By Thomson Reuters Jan 23, 2026 | 11:25 AM

By Arathy Somasekhar and Tanay Dhumal

HOUSTON, Jan 23 (Reuters) – U.S. oilfield service company SLB said on Friday it can rapidly increase its activities in Venezuela, provided the appropriate licensing, safety parameters and compliance measures are in place.

The Houston-based company was among ‍the oil companies that met with White House officials to discuss potential investment in Venezuela after the U.S. ousted President Nicolas Maduro in early January.

“We are already receiving a lot of inquiries from our customers,” SLB CEO Olivier Le Peuch said during a post-earnings conference call.

“I would have to preface this with the right conditions, including licensing, including payments and operating license will have to be put in place,” ‌Le Peuch said.

HALLIBURTON ALSO LOOKING TO RE-ENTER VENEZUELA

Similarly, rival oilfield service provider ‌Halliburton, which also met with White House officials, said this week it would seek to re-enter Venezuela as soon as commercial and legal terms, including payment certainty, were resolved.

Halliburton said it was working through the mechanics of licenses that it said were certain to fall in place.

SLB said it was ​the only international service company actively operating in Venezuela, delivering services for Chevron under the oil major’s license. Chevron is the only U.S. oil major producing crude in the South American ‍country, with some 240,000 barrels per day in joint ​ventures with Venezuelan state-run oil company PDVSA.

SLB reported a bigger-than-expected fourth-quarter profit and ​said it had maintained active facilities, equipment, and local personnel on the ground in Venezuela.

The company said ‍it had more than $1 billion in peak annual revenue from Venezuela about a decade ago, and more than 3,000 people employed in the country. It currently has about 80 Venezuelans working there, and more than 1,000 Venezuelans are employed by SLB overall.

Halliburton has been seeking resumes for a range of positions in Venezuela, including engineers and technicians, according to a job board ‍posting from the oilfield service company last week. The company has also said it could move equipment quickly into Venezuela, adding that it would be fairly straightforward to become operational.

Stifel analyst Stephen Gengaro ‍has said SLB and Halliburton ‍are among the best-positioned companies to benefit from any new investment ​that flows into Venezuela.

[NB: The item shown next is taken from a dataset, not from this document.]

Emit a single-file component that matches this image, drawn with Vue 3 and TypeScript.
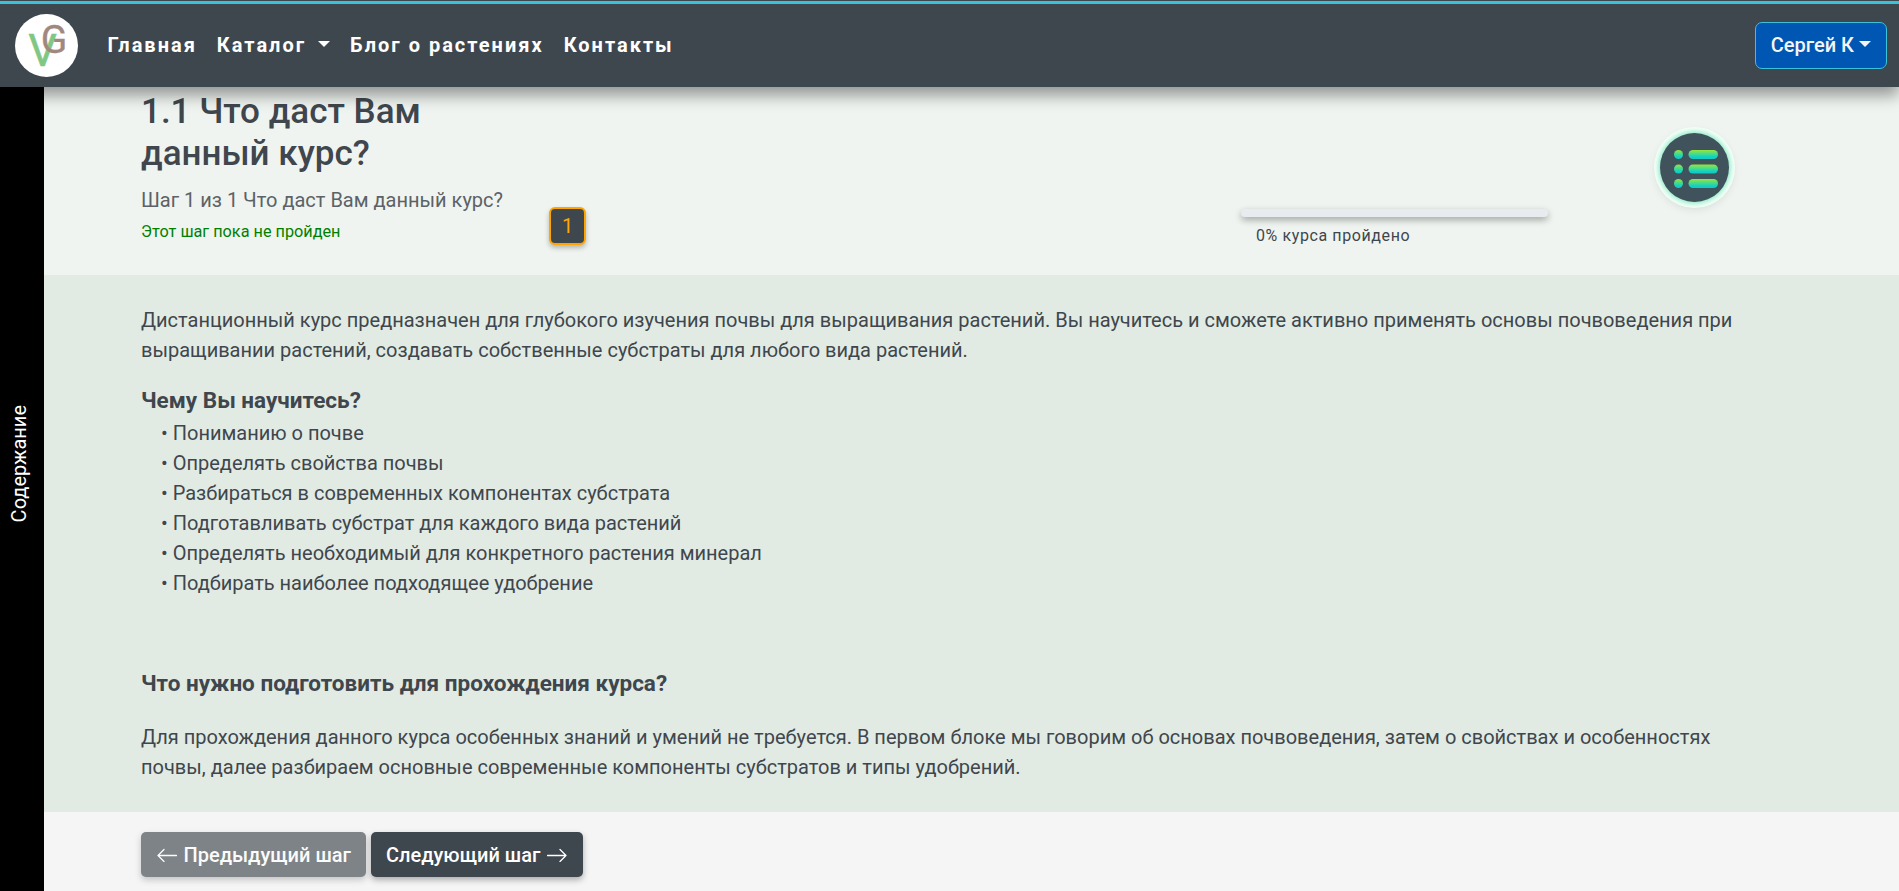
<script setup lang="ts">
interface NavItem {
  label: string
  dropdown?: boolean
}

const navItems: NavItem[] = [
  { label: 'Главная' },
  { label: 'Каталог', dropdown: true },
  { label: 'Блог о растениях' },
  { label: 'Контакты' },
]

const skills: string[] = [
  'Пониманию о почве',
  'Определять свойства почвы',
  'Разбираться в современных компонентах субстрата',
  'Подготавливать субстрат для каждого вида растений',
  'Определять необходимый для конкретного растения минерал',
  'Подбирать наиболее подходящее удобрение',
]

const progress = 0
const menuRows: number[] = [0, 14.5, 29]
</script>

<template>
  <div class="page">
    <header class="navbar">
      <svg class="logo" viewBox="0 0 63 63" width="63" height="63">
        <circle cx="31.5" cy="31.5" r="31.5" fill="#fff" />
        <text class="logo-v" x="13.2" y="51.8">V</text>
        <text class="logo-g" x="25.8" y="39.3">G</text>
      </svg>
      <nav class="links">
        <a v-for="item in navItems" :key="item.label" class="link">
          {{ item.label }}<i v-if="item.dropdown" class="caret nav-caret"></i>
        </a>
      </nav>
      <button class="user">Сергей К<i class="caret"></i></button>
    </header>

    <div class="layout">
      <aside class="sidebar"><span>Содержание</span></aside>
      <main class="main">
        <section class="head">
          <div class="titles">
            <h1>1.1 Что даст Вам данный курс?</h1>
            <p class="step">Шаг 1 из 1 Что даст Вам данный курс?</p>
            <p class="status">Этот шаг пока не пройден</p>
          </div>
          <div class="badge">1</div>
          <div class="progress-box">
            <div class="progress"><div class="fill" :style="{ width: progress + '%' }"></div></div>
            <p>{{ progress }}% курса пройдено</p>
          </div>
          <button class="menu" aria-label="Содержание">
            <svg viewBox="0 0 44 38" width="44" height="38">
              <defs>
                <linearGradient id="lime" x1="0" y1="0" x2="0" y2="1">
                  <stop offset="0" stop-color="#96e63c" />
                  <stop offset="0.75" stop-color="#10d2c4" />
                  <stop offset="1" stop-color="#12c8c0" />
                </linearGradient>
              </defs>
              <g v-for="y in menuRows" :key="y">
                <rect x="0" :y="y" width="9" height="9" rx="4.5" fill="url(#lime)" />
                <rect x="14.5" :y="y" width="29.5" height="9" rx="4.5" fill="url(#lime)" />
              </g>
            </svg>
          </button>
        </section>

        <article class="content">
          <p>Дистанционный курс предназначен для глубокого изучения почвы для выращивания растений. Вы научитесь и сможете активно применять основы почвоведения при выращивании растений, создавать собственные субстраты для любого вида растений.</p>
          <h2 class="skills-title">Чему Вы научитесь?</h2>
          <ul>
            <li v-for="skill in skills" :key="skill">• {{ skill }}</li>
          </ul>
          <h2 class="prepare-title">Что нужно подготовить для прохождения курса?</h2>
          <p>Для прохождения данного курса особенных знаний и умений не требуется. В первом блоке мы говорим об основах почвоведения, затем о свойствах и особенностях почвы, далее разбираем основные современные компоненты субстратов и типы удобрений.</p>
        </article>

        <footer class="foot">
          <button class="btn prev">
            <svg viewBox="0 0 20 14" width="20" height="14"><path d="M19.5 7.5H1M7 1.5L1 7.5l6 6" /></svg>
            Предыдущий шаг
          </button>
          <button class="btn next">
            Следующий шаг
            <svg viewBox="0 0 20 14" width="20" height="14"><path d="M.5 7.5H19M13 1.5l6 6-6 6" /></svg>
          </button>
        </footer>
      </main>
    </div>
  </div>
</template>

<style>
body {
  margin: 0;
  overflow: hidden;
}
</style>

<style scoped>
.page {
  display: flex;
  flex-direction: column;
  height: 891px;
  font: 400 20px/30px Roboto, sans-serif;
  color: #3f464d;
}
.page * {
  box-sizing: border-box;
}
h1,
h2,
p,
ul {
  margin: 0;
  padding: 0;
}
button {
  font: inherit;
}
.navbar {
  position: relative;
  z-index: 2;
  display: flex;
  align-items: center;
  flex: none;
  height: 87px;
  padding: 4px 12px 0 15px;
  background: linear-gradient(#3f474e 1px, #3cc1db 1px, #3cc1db 4px, #3f474e 4px);
  box-shadow: 0 8px 15px rgba(0, 0, 0, 0.4);
}
.logo {
  display: block;
}
.logo-v {
  font: 400 45px Roboto, sans-serif;
  fill: #81c784;
  stroke: #81c784;
  stroke-width: 0.5;
}
.logo-g {
  font: 400 39px Roboto, sans-serif;
  fill: #a1887f;
  stroke: #a1887f;
  stroke-width: 0.3;
}
.links {
  display: flex;
  gap: 20px;
  margin: 0 0 2px 29.5px;
}
.link {
  color: #fff;
  font-weight: 700;
  letter-spacing: 2px;
  white-space: nowrap;
}
.caret {
  display: inline-block;
  margin-left: 5px;
  vertical-align: 5px;
  border-top: 6px solid currentColor;
  border-left: 6px solid transparent;
  border-right: 6px solid transparent;
}
.nav-caret {
  margin-left: 12px;
}
.user {
  height: 47px;
  margin-left: auto;
  padding: 0 15px 2px;
  color: #f5f5f5;
  font-weight: 500;
  background: #0056b3;
  border: 1px solid #3cc1db;
  border-radius: 7px;
}
.layout {
  display: flex;
  flex: 1;
  min-height: 0;
}
.sidebar {
  display: flex;
  align-items: center;
  justify-content: center;
  width: 44px;
  flex: none;
  padding-bottom: 50px;
  background: #000;
  color: #fff;
}
.sidebar span {
  writing-mode: vertical-rl;
  transform: rotate(180deg);
  margin-right: 6px;
}
.main {
  display: flex;
  flex-direction: column;
  flex: 1;
}
.head {
  display: flex;
  align-items: flex-start;
  height: 188px;
  padding: 4px 170px 0 97px;
  background: #eff4f0;
}
.titles {
  width: 408px;
}
h1 {
  width: 320px;
  font-size: 35px;
  line-height: 42px;
  font-weight: 500;
}
.step {
  margin-top: 10px;
  color: #5c6267;
}
.status {
  margin-top: 5px;
  font-size: 16.25px;
  line-height: 24px;
  color: #008000;
}
.badge {
  width: 37px;
  height: 38px;
  margin-top: 116px;
  border: 2px solid #ffa500;
  border-radius: 6px;
  background: #3f474e;
  color: #ffa500;
  line-height: 34px;
  text-align: center;
  box-shadow: 0 3px 5px rgba(0, 0, 0, 0.25);
}
.progress-box {
  width: 307px;
  margin: 118px 0 0 auto;
}
.progress {
  height: 8px;
  border-radius: 4px;
  background: #e9ecef;
  box-shadow: 0 3px 7px rgba(0, 0, 0, 0.32);
}
.progress-box p {
  margin: 7px 0 0 15px;
  font-size: 16px;
  line-height: 24px;
  letter-spacing: 0.6px;
}
.fill {
  height: 100%;
  background: #3cc1db;
}
.menu {
  display: flex;
  align-items: center;
  justify-content: center;
  width: 69px;
  height: 69px;
  margin: 42px 0 0 112px;
  padding: 2px 0 0 2px;
  border: 0;
  border-radius: 50%;
  background: #40525c;
  box-shadow: 0 0 5px 1.5px #86e8c0, 0 0 0 6px #f5fffa, 0 3px 10px 4px rgba(0, 0, 0, 0.1);
}
.content {
  height: 537px;
  padding: 30px 160px 0 97px;
  background: #e1ebe3;
}
h2 {
  font-size: 22.5px;
  line-height: 30px;
  font-weight: 700;
}
.skills-title {
  margin-top: 20px;
}
ul {
  margin-top: 3px;
  padding-left: 20px;
  list-style: none;
}
.prepare-title {
  margin: 70px 0 24px;
}
.foot {
  display: flex;
  gap: 5px;
  flex: 1;
  padding: 20px 97px 0;
  background: #f5f5f5;
}
.btn {
  display: flex;
  align-items: center;
  gap: 6.5px;
  height: 45px;
  padding: 0 15px;
  border: 0;
  border-radius: 5px;
  background: #3f474e;
  color: #fff;
  font-weight: 500;
  white-space: nowrap;
  box-shadow: 0 3px 6px rgba(0, 0, 0, 0.3);
}
.prev {
  padding-left: 16px;
  opacity: 0.65;
}
.next {
  padding-right: 16px;
}
.btn svg {
  fill: none;
  stroke: currentColor;
  stroke-width: 1.3;
  stroke-linecap: round;
  stroke-linejoin: round;
}
</style>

President Donald Trump said on Thursday that U.S. oil ​companies will ⁠soon start drilling for oil in Venezuela, even as companies expressed ‌concern about the viability of quickly returning to the country.

A proposed reform of Venezuela’s hydrocarbons law would allow foreign and local companies to operate oilfields on their own through a new contract model, commercialize output and receive sale proceeds even if acting as minority partners of PDVSA, drafts seen by Reuters on Thursday showed.